The contention over the occupation of the land goes back to 1997. As reported, the landlord indicated his intention to regain possession of his property and that was made known to the leaders of the band.
In the face of ultimately being displaced or possibly having to purchase the existing panyard or some other property, the leadership of the band is said to have raised $120,000.
It must be said that given the reported 20-year notice of the landowner wanting his property, the sum raised was quite insignificant in terms of what was required and the potential capacity of a band doing such work with young people.
Surely the young persons who have been part of the band over the period have enterprising minds. Coupled with the experience of the present leadership and the graduates of the band and the academy much more could have and should have been raised.
Large numbers of the Birdsong alumni have and continue to hold positions in the society and economy of importance and influence.

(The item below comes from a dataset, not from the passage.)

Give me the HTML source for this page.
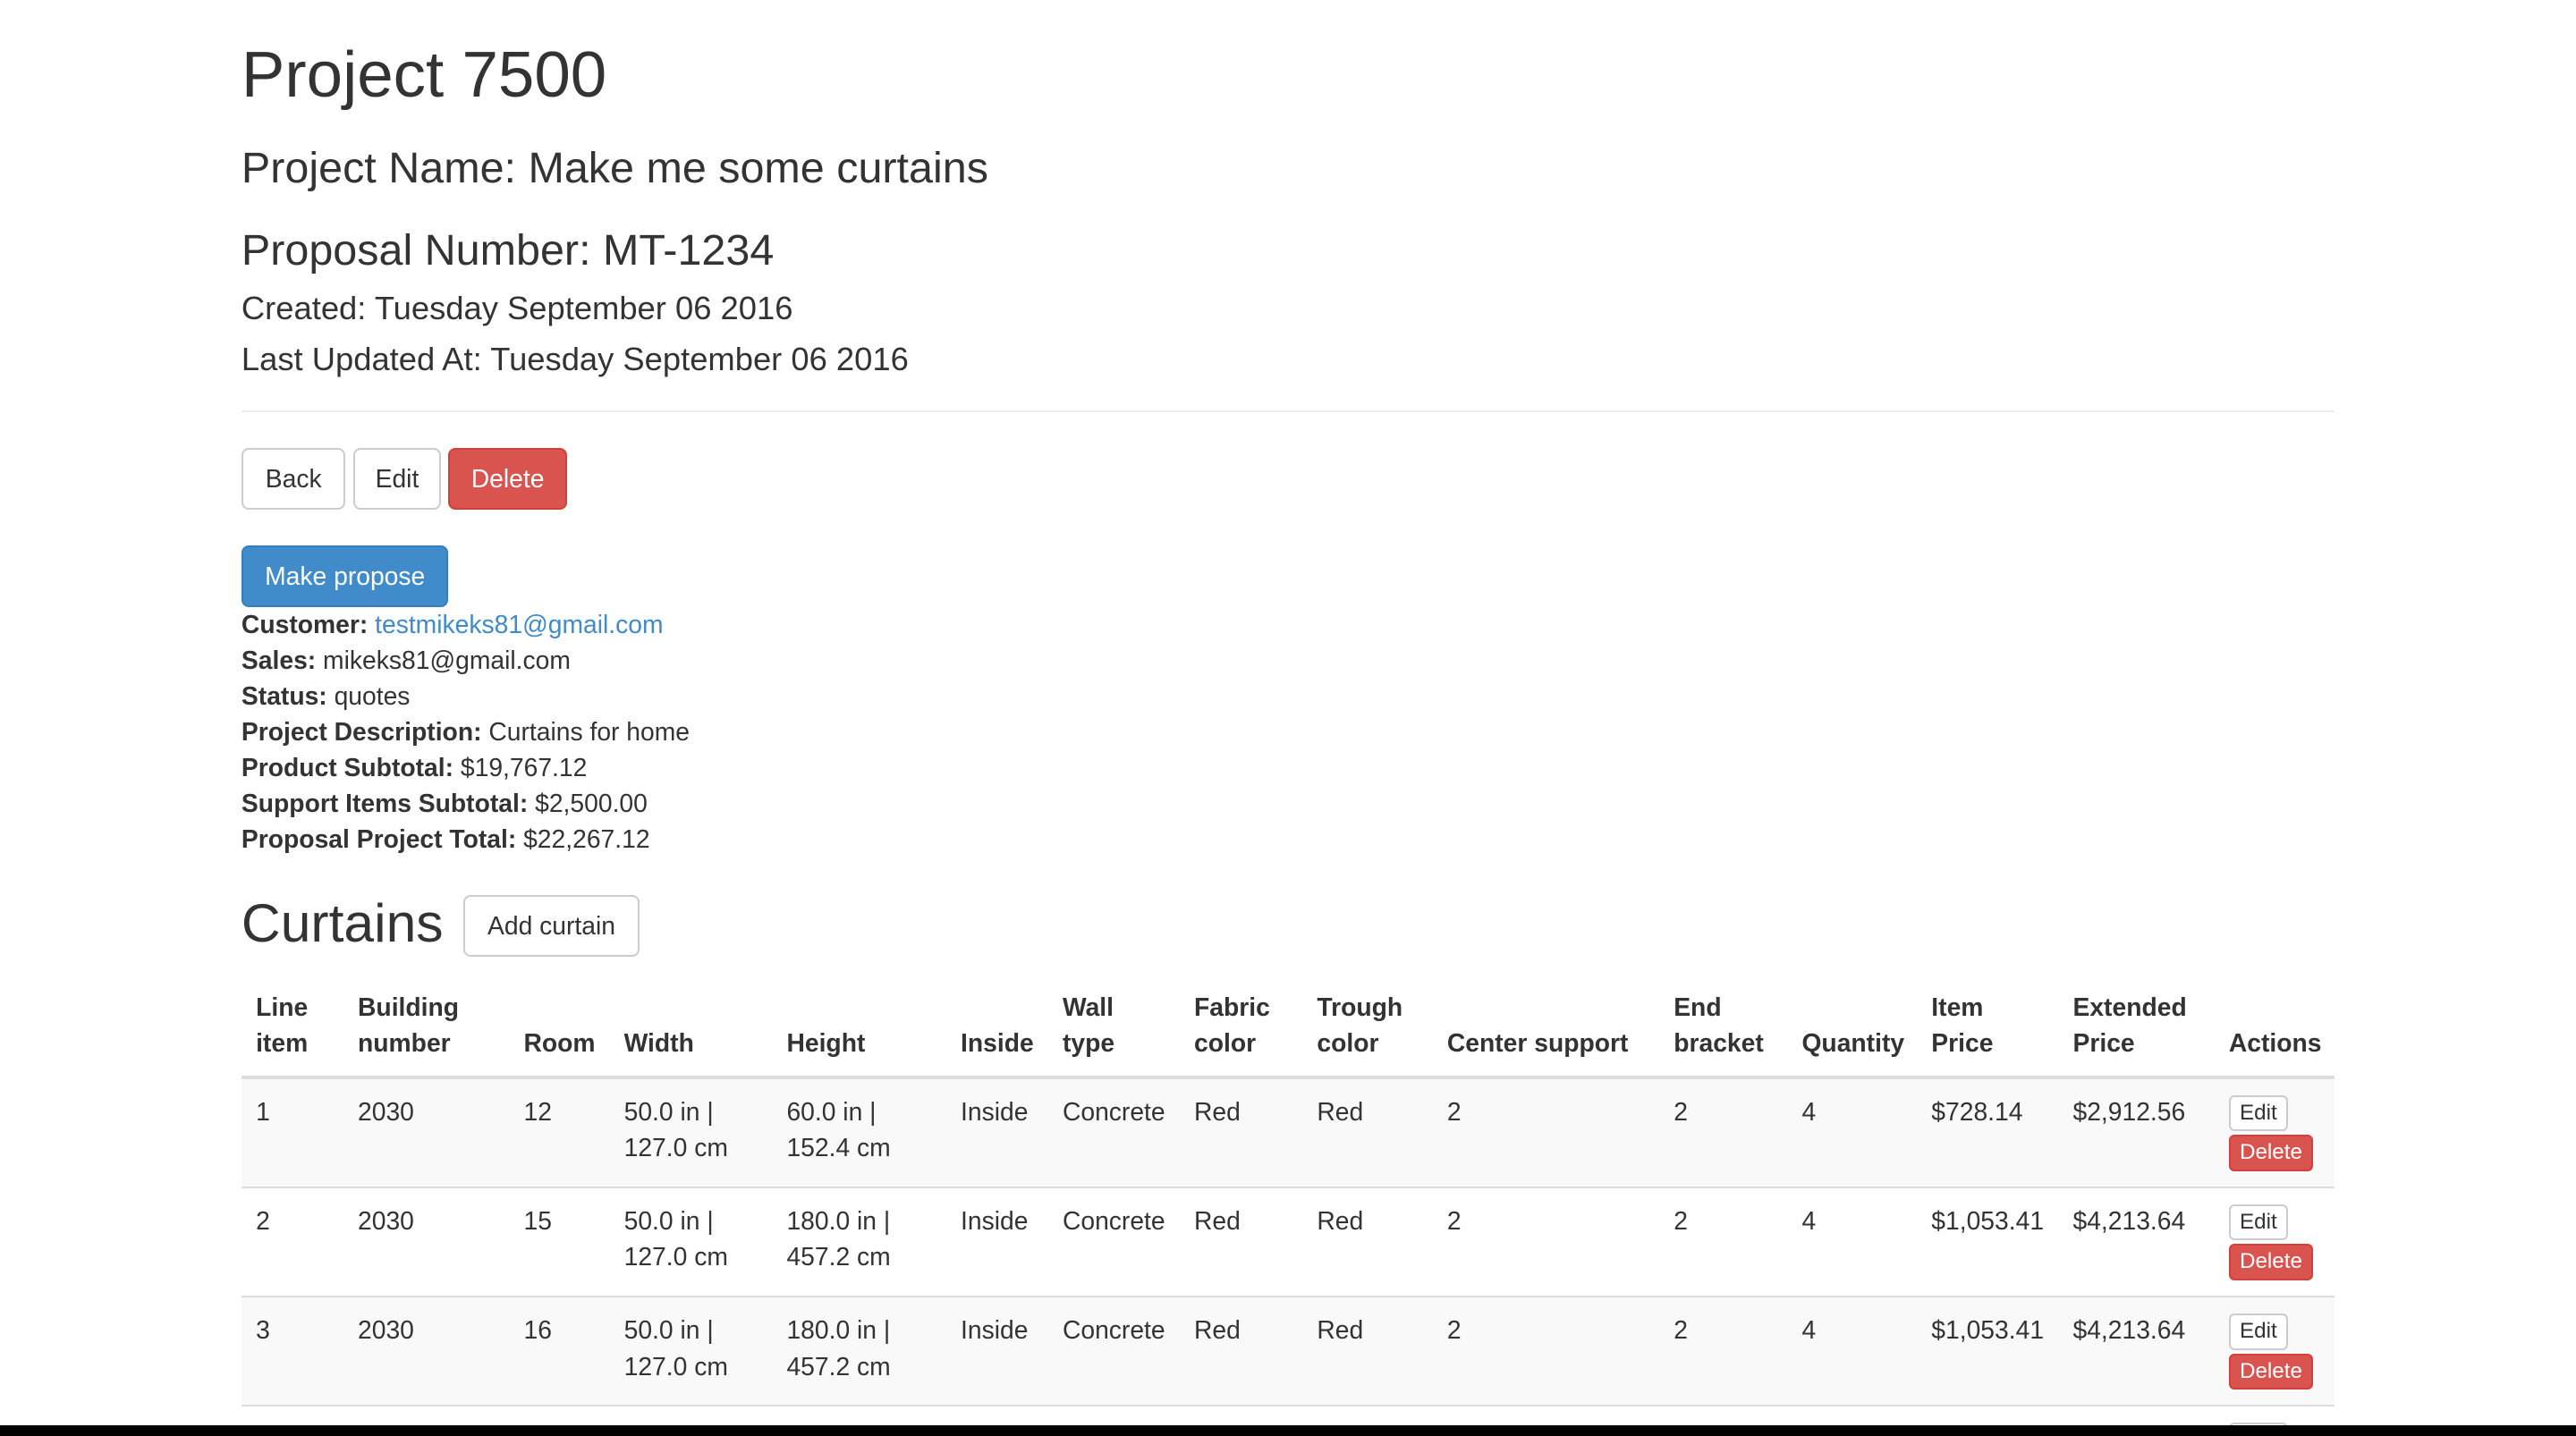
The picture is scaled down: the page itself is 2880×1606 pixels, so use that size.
<!DOCTYPE html>
<html><head><meta charset="utf-8">
<style>
html,body{margin:0;padding:0;background:#fff;overflow:hidden;}
body{width:2880px;height:1606px;position:relative;overflow:hidden;}
#z{zoom:2.0204;position:absolute;left:0;top:0;width:1425px;height:795px;overflow:hidden;font-family:"Liberation Sans",Arial,sans-serif;color:#333;font-size:14px;line-height:20px;}
.a{position:absolute;left:133.6px;margin:0;white-space:nowrap;}
h1.a{font-size:36px;line-height:39.6px;font-weight:500;}
h3.a{font-size:24px;line-height:26.4px;font-weight:500;}
h4.a{font-size:18px;line-height:19.8px;font-weight:500;}
h2.a{font-size:30px;line-height:33px;font-weight:500;}
.btn{position:absolute;box-sizing:border-box;border:1px solid #ccc;border-radius:4px;background:#fff;color:#333;font-size:14px;line-height:20px;text-align:center;padding:6px 0;height:34px;}
.red{background:#d9534f;border-color:#d43f3a;color:#fff;}
.blue{background:#428bca;border-color:#357ebd;color:#fff;}
a{color:#428bca;text-decoration:none;}
table{position:absolute;left:133.6px;top:539.3px;width:1158px;border-collapse:collapse;table-layout:fixed;}
th{text-align:left;vertical-align:bottom;padding:8px;border-bottom:2px solid #ddd;font-weight:bold;line-height:20px;}
td{vertical-align:top;padding:8px;border-top:1px solid #ddd;line-height:20px;height:43.5px;}
tbody tr:nth-child(odd) td{background:#f9f9f9;}
.xs{display:block;box-sizing:border-box;border:1px solid #ccc;border-radius:3px;background:#fff;color:#333;font-size:12px;line-height:16px;padding:1px 5px;width:max-content;margin-top:1px;}
.xs.red{background:#d9534f;border-color:#d43f3a;color:#fff;margin-top:2px;}
#bar{position:absolute;left:0;top:1594px;width:2880px;height:12px;background:#000;}
</style></head><body>
<div id="z">
<h1 class="a" style="top:22px">Project 7500</h1>
<h3 class="a" style="top:80.4px">Project Name: Make me some curtains</h3>
<h3 class="a" style="top:125.9px">Proposal Number: MT-1234</h3>
<h4 class="a" style="top:161px">Created: Tuesday September 06 2016</h4>
<h4 class="a" style="top:189.2px">Last Updated At: Tuesday September 06 2016</h4>
<div style="position:absolute;left:133.6px;top:227px;width:1158px;border-top:1px solid #eee"></div>
<div class="btn" style="left:133.6px;top:248px;width:57.7px">Back</div>
<div class="btn" style="left:195.5px;top:248px;width:48.5px">Edit</div>
<div class="btn red" style="left:248.2px;top:248px;width:65.5px">Delete</div>
<div class="btn blue" style="left:133.6px;top:302px;width:114.6px">Make propose</div>
<div class="a" style="top:335.5px;line-height:19.8px">
<b>Customer:</b> <a>testmikeks81@gmail.com</a><br>
<b>Sales:</b> mikeks81@gmail.com<br>
<b>Status:</b> quotes<br>
<b>Project Description:</b> Curtains for home<br>
<b>Product Subtotal:</b> $19,767.12<br>
<b>Support Items Subtotal:</b> $2,500.00<br>
<b>Proposal Project Total:</b> $22,267.12
</div>
<h2 class="a" style="top:494.5px">Curtains</h2>
<div class="btn" style="left:256.4px;top:495.5px;width:97.5px">Add curtain</div>
<table>
<colgroup><col style="width:56.4px"><col style="width:91.8px"><col style="width:55.5px"><col style="width:90px"><col style="width:96.3px"><col style="width:56.4px"><col style="width:72.8px"><col style="width:68px"><col style="width:72px"><col style="width:125.4px"><col style="width:70.9px"><col style="width:71.7px"><col style="width:78.3px"><col style="width:86.3px"><col style="width:66.2px"></colgroup>
<thead><tr><th>Line item</th><th>Building number</th><th>Room</th><th>Width</th><th>Height</th><th>Inside</th><th>Wall type</th><th>Fabric color</th><th>Trough color</th><th>Center support</th><th>End bracket</th><th>Quantity</th><th>Item Price</th><th>Extended Price</th><th>Actions</th></tr></thead>
<tbody>
<tr><td>1</td><td>2030</td><td>12</td><td>50.0 in |<br>127.0 cm</td><td>60.0 in |<br>152.4 cm</td><td>Inside</td><td>Concrete</td><td>Red</td><td>Red</td><td>2</td><td>2</td><td>4</td><td>$728.14</td><td>$2,912.56</td><td><span class="xs">Edit</span><span class="xs red">Delete</span></td></tr>
<tr><td>2</td><td>2030</td><td>15</td><td>50.0 in |<br>127.0 cm</td><td>180.0 in |<br>457.2 cm</td><td>Inside</td><td>Concrete</td><td>Red</td><td>Red</td><td>2</td><td>2</td><td>4</td><td>$1,053.41</td><td>$4,213.64</td><td><span class="xs">Edit</span><span class="xs red">Delete</span></td></tr>
<tr><td>3</td><td>2030</td><td>16</td><td>50.0 in |<br>127.0 cm</td><td>180.0 in |<br>457.2 cm</td><td>Inside</td><td>Concrete</td><td>Red</td><td>Red</td><td>2</td><td>2</td><td>4</td><td>$1,053.41</td><td>$4,213.64</td><td><span class="xs">Edit</span><span class="xs red">Delete</span></td></tr>
<tr><td>4</td><td>2030</td><td>17</td><td>50.0 in |<br>127.0 cm</td><td>180.0 in |<br>457.2 cm</td><td>Inside</td><td>Concrete</td><td>Red</td><td>Red</td><td>2</td><td>2</td><td>4</td><td>$1,053.41</td><td>$4,213.64</td><td><span class="xs">Edit</span><span class="xs red">Delete</span></td></tr>
</tbody></table>
</div>
<div id="bar"></div>
</body></html>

Incorporation of these significant ones in a fund-raising activity could have resulted in a far better job than was achieved.
The assumption here is that those efforts should have started 20 years ago when it became known that the owner wanted his/her property.

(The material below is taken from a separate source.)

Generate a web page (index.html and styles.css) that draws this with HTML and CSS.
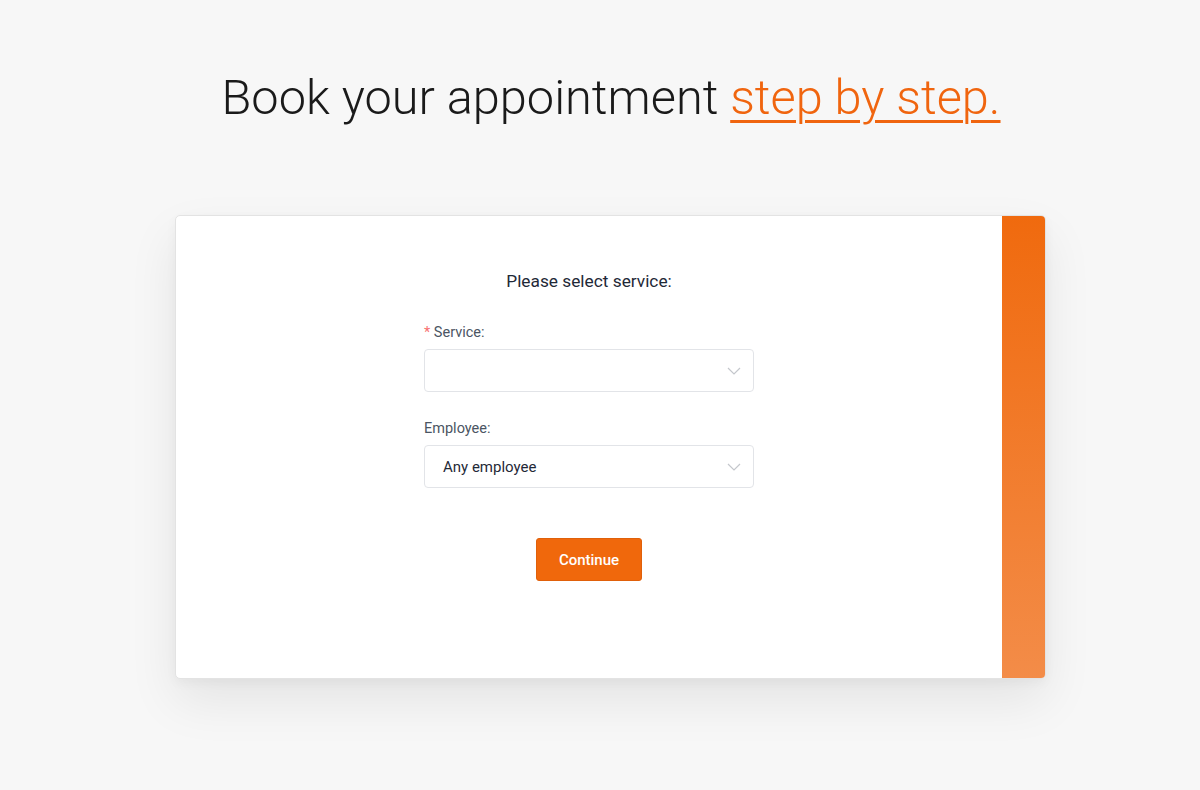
FILE: index.html
```html
<!DOCTYPE html>
<html lang="en">
<head>
<meta charset="utf-8">
<title>Book your appointment</title>
<link rel="stylesheet" href="styles.css">
</head>
<body>
<div class="page">
  <h1 class="title">Book your appointment <a class="accent" href="#">step by step.</a></h1>
  <div class="card">
    <div class="card-main">
      <div class="form">
        <div class="heading">Please select service:</div>
        <div class="field">
          <label class="label"><span class="req">*</span> Service:</label>
          <div class="select">
            <span class="value"></span>
            <svg class="chev" width="14" height="8" viewBox="0 0 14 8"><path d="M1 1l6 6 6-6" fill="none" stroke="#c4c7cc" stroke-width="1.2"/></svg>
          </div>
        </div>
        <div class="field">
          <label class="label">Employee:</label>
          <div class="select">
            <span class="value">Any employee</span>
            <svg class="chev" width="14" height="8" viewBox="0 0 14 8"><path d="M1 1l6 6 6-6" fill="none" stroke="#c4c7cc" stroke-width="1.2"/></svg>
          </div>
        </div>
        <div class="actions">
          <button class="btn" type="button">Continue</button>
        </div>
      </div>
    </div>
    <div class="card-side"></div>
  </div>
</div>
</body>
</html>
```
FILE: styles.css
```css
html, body {
  margin: 0;
  padding: 0;
}
body {
  background: #f7f7f7;
  font-family: Roboto, "Liberation Sans", Arial, sans-serif;
  color: #1f2937;
}
.page {
  display: flex;
  flex-direction: column;
  align-items: center;
  padding: 64px 0 110px 21px;
}
.title {
  margin: 0;
  font-weight: 300;
  font-size: 48.7px;
  line-height: 68px;
  color: #1a1a1a;
  padding-left: 1px;
}
.accent {
  color: #f0650f;
  text-decoration: underline;
  text-decoration-thickness: 3px;
  text-underline-offset: 6px;
}
.card {
  margin-top: 83px;
  width: 871px;
  height: 464px;
  box-sizing: border-box;
  display: flex;
  background: #fff;
  border: 1px solid #e3e3e3;
  border-radius: 5px;
  box-shadow: 0 22px 50px rgba(0,0,0,0.08), 0 4px 12px rgba(0,0,0,0.04);
  overflow: hidden;
}
.card-main {
  flex: 1;
  display: flex;
  justify-content: center;
  padding-top: 54px;
}
.card-side {
  width: 43px;
  background: linear-gradient(180deg, #f06a0e 0%, #f38c48 100%);
}
.form {
  width: 330px;
  display: flex;
  flex-direction: column;
}
.heading {
  text-align: center;
  font-size: 17.3px;
  line-height: 22px;
  color: #1f2937;
  margin-bottom: 31px;
}
.field {
  display: flex;
  flex-direction: column;
  margin-bottom: 27px;
}
.label {
  font-size: 14.5px;
  line-height: 20px;
  color: #4b5563;
  margin-bottom: 6px;
}
.req {
  color: #f87171;
}
.select {
  height: 43px;
  box-sizing: border-box;
  border: 1px solid #e2e4e8;
  border-radius: 4px;
  display: flex;
  align-items: center;
  justify-content: space-between;
  padding: 0 12px 0 18px;
  background: #fff;
}
.value {
  font-size: 15px;
  color: #1f2937;
}
.chev {
  display: block;
}
.actions {
  display: flex;
  justify-content: center;
  margin-top: 23px;
}
.btn {
  width: 106px;
  height: 43px;
  border: 1px solid #e0600a;
  border-radius: 3px;
  background: #f0680c;
  color: #fff;
  font-family: Roboto, "Liberation Sans", Arial, sans-serif;
  font-weight: 500;
  font-size: 15px;
  cursor: pointer;
}
```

Like in so many varied instances, it seems as if the leadership and others were intent on waiting for some fairy godfather to come along to wave a wand and presto all problems would have been solved.
And what of Pan Trinbago, the umbrella organisation for steelbands? The association should outline what it did to assist–that is, beyond asking for handouts.
The University of the West Indies, whose students were amongst the original founders of Birdsong, is not without a responsibility in all of this.
As an institution of research and a place where young minds are supposed to be groomed, surely UWI has benefitted and can benefit further from the Birdsong Steelband and Academy being an official element of its teaching and research function.
It has been reported that the present leadership of the St Augustine campus is seeking to find a place on the fairly expansive grounds of the university for a home for Birdsong.
If that were to happen, the next step would be for the Birdsong Steelband and Academy to become a teaching, research and performance faculty of UWI.
Big news: universities in the United States and parts of Europe already have steelpan knitted into their campuses.
Indeed, the recently appointed principal of the St Augustine Campus, Professor Brian Copeland, is a distinguished steelpan researcher. Nothing else needs to be said on this point.
But the Government does not remain unscathed. A minister of culture, past or present, must have been aware of the predicament of Birdsong. What did he/she do?
Incidentally, as the subject of panyards is in the news, what of the planned construction of a headquarters for Pan Trinbago?
Land and funds, reportedly $7 million were allocated more than a couple decades ago to construct such a headquarters, yet up to today a rotting part of a structure can be seen off the highway?
Meantime, Japan, Sweden and others are fabricating the steelpan and selling it to the world.